_Stated exercise_. Report only the number of lines in this material that include the string "index".
* Begin Provided material *
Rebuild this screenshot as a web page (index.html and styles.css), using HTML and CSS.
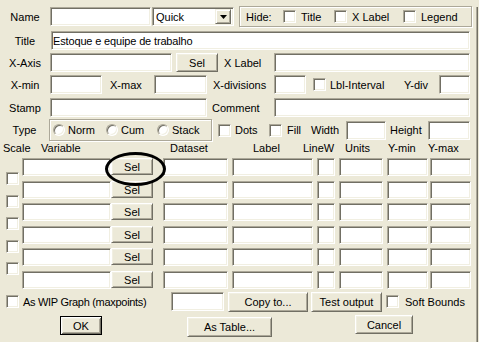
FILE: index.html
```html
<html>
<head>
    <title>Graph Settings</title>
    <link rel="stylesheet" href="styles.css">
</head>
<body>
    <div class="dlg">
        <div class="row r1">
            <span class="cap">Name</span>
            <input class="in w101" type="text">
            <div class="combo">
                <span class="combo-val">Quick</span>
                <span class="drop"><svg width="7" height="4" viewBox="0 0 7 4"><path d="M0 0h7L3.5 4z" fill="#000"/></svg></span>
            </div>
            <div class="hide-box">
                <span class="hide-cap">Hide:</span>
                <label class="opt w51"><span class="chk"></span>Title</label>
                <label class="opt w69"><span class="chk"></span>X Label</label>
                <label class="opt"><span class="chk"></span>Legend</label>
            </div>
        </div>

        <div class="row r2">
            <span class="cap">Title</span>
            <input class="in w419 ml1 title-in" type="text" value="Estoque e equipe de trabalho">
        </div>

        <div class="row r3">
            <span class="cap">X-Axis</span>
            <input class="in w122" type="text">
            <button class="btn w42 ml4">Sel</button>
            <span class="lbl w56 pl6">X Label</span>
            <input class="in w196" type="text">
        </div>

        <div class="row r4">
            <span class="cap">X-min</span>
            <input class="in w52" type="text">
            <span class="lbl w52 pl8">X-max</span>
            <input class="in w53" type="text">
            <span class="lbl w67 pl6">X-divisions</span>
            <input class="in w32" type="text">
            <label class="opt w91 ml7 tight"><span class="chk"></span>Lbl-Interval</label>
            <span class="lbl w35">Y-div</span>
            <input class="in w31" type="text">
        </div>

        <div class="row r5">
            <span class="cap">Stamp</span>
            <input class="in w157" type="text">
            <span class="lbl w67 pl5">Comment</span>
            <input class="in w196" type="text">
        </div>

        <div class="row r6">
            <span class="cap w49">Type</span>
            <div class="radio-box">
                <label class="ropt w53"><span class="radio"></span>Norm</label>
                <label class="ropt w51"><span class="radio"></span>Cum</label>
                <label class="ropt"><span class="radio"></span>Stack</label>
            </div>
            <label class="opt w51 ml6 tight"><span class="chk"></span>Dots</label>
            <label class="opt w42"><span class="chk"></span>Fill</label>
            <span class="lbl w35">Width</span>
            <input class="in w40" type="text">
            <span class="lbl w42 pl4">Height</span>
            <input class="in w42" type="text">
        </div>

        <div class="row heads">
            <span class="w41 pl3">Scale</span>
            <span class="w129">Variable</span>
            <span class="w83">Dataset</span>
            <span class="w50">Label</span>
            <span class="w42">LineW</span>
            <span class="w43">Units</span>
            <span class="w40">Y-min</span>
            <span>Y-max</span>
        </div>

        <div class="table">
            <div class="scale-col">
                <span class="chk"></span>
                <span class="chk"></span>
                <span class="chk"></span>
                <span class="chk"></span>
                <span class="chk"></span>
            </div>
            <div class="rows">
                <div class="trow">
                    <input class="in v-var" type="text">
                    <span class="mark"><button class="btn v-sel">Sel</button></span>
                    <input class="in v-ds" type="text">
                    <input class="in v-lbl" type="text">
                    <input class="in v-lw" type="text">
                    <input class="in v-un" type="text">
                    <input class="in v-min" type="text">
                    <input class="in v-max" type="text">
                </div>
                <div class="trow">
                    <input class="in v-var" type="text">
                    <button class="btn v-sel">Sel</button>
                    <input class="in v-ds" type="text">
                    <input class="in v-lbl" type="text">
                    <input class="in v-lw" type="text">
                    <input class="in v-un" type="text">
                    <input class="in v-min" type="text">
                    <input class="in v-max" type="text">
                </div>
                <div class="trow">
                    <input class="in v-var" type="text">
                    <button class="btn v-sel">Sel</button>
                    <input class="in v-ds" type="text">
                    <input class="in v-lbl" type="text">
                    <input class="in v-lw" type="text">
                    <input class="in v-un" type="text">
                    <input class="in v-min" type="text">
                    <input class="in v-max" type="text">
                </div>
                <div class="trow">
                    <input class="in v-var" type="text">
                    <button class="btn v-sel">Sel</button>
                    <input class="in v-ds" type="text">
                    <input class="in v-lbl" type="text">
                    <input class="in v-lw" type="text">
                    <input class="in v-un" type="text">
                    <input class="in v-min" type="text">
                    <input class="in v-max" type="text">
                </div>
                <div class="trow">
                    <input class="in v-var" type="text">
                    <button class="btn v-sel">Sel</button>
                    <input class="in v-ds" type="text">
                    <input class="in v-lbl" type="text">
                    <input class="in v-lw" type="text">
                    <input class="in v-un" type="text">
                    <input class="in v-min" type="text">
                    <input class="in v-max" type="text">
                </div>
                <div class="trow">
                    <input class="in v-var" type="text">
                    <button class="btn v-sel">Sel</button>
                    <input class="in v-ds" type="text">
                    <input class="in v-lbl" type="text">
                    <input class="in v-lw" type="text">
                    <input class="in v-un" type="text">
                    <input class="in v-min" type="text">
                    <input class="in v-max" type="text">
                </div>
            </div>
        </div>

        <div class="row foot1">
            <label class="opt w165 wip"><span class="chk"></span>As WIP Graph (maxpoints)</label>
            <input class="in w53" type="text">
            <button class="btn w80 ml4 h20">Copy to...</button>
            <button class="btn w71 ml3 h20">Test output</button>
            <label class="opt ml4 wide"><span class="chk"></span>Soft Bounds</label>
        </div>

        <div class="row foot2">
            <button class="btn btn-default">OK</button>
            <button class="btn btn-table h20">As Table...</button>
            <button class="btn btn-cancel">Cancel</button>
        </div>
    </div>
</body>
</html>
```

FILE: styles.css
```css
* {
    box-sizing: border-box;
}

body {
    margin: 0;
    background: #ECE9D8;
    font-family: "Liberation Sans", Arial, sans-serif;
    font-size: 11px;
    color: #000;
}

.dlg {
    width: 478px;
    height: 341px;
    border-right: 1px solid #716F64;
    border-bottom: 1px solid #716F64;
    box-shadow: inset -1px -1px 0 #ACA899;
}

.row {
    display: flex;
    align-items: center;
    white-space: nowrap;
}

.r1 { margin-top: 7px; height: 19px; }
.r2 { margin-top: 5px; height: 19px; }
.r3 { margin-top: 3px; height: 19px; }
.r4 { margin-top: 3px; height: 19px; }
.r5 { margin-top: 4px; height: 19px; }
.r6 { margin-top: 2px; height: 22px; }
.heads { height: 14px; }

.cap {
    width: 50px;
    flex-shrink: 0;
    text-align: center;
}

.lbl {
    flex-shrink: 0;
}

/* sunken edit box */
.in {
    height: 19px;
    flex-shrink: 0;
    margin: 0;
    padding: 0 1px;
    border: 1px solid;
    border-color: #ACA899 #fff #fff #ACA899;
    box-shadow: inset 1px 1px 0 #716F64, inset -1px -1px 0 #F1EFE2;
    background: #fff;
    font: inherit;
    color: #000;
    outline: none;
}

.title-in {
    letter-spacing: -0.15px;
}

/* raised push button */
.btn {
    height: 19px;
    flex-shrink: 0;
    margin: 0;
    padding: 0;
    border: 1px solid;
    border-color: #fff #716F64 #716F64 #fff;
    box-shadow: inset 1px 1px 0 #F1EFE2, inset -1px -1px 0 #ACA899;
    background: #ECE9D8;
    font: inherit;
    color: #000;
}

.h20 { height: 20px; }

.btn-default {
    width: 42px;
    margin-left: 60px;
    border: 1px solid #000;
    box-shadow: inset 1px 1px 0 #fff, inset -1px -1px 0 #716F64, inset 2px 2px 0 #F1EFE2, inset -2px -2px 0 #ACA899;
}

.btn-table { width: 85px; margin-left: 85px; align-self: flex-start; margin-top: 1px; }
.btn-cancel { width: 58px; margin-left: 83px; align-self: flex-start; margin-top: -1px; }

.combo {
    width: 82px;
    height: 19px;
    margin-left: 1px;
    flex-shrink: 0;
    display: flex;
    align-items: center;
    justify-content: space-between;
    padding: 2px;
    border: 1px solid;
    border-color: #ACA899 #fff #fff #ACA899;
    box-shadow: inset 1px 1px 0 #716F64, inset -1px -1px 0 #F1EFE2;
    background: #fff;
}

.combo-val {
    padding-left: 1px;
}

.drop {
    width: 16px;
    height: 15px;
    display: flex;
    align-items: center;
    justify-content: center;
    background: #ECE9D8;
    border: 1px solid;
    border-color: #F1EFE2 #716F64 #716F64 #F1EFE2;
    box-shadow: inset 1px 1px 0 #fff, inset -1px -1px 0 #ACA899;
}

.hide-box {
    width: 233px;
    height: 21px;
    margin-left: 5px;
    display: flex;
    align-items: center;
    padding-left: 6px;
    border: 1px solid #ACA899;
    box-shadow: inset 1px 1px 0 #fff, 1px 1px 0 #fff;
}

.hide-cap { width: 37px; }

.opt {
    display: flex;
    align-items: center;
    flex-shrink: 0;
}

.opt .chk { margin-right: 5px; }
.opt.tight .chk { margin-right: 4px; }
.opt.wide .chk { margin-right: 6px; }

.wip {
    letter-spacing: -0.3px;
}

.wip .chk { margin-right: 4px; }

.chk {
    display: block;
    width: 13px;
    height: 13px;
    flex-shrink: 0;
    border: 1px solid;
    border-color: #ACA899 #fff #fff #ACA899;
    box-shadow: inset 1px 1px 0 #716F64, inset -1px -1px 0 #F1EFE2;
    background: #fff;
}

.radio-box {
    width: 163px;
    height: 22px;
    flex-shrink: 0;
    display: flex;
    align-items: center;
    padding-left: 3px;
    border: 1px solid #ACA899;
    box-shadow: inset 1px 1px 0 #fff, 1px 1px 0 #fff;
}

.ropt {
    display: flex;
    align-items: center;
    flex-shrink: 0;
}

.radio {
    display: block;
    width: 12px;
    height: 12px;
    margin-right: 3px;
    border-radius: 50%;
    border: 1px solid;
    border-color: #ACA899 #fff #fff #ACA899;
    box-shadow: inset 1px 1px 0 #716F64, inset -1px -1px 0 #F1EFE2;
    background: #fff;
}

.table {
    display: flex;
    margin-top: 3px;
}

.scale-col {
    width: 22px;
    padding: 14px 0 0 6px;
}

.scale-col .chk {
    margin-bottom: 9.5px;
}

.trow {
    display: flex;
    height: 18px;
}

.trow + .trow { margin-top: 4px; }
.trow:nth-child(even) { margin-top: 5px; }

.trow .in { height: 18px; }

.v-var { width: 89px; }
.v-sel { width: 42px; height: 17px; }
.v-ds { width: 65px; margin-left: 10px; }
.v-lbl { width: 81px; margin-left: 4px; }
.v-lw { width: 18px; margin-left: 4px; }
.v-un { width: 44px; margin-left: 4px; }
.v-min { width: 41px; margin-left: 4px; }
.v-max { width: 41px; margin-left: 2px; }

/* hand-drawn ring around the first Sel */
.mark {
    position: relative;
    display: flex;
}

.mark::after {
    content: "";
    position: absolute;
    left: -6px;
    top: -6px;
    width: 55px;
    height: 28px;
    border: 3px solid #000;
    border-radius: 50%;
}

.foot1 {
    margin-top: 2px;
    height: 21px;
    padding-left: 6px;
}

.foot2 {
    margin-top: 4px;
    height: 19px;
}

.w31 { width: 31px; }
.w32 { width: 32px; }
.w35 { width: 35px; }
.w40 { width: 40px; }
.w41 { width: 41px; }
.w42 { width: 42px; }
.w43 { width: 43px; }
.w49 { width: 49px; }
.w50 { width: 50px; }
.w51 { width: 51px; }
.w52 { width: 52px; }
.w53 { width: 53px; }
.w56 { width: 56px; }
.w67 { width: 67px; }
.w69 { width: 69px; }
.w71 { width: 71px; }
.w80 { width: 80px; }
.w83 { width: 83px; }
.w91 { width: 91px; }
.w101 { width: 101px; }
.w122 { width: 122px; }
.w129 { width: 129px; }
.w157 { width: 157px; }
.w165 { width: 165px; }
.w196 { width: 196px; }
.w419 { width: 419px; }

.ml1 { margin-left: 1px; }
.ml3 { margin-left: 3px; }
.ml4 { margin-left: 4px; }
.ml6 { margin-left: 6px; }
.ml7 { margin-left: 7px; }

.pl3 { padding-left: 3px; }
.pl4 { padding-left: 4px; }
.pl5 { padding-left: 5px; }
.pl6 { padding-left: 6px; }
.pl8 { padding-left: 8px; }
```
* End Provided material *
_Correct result_. 2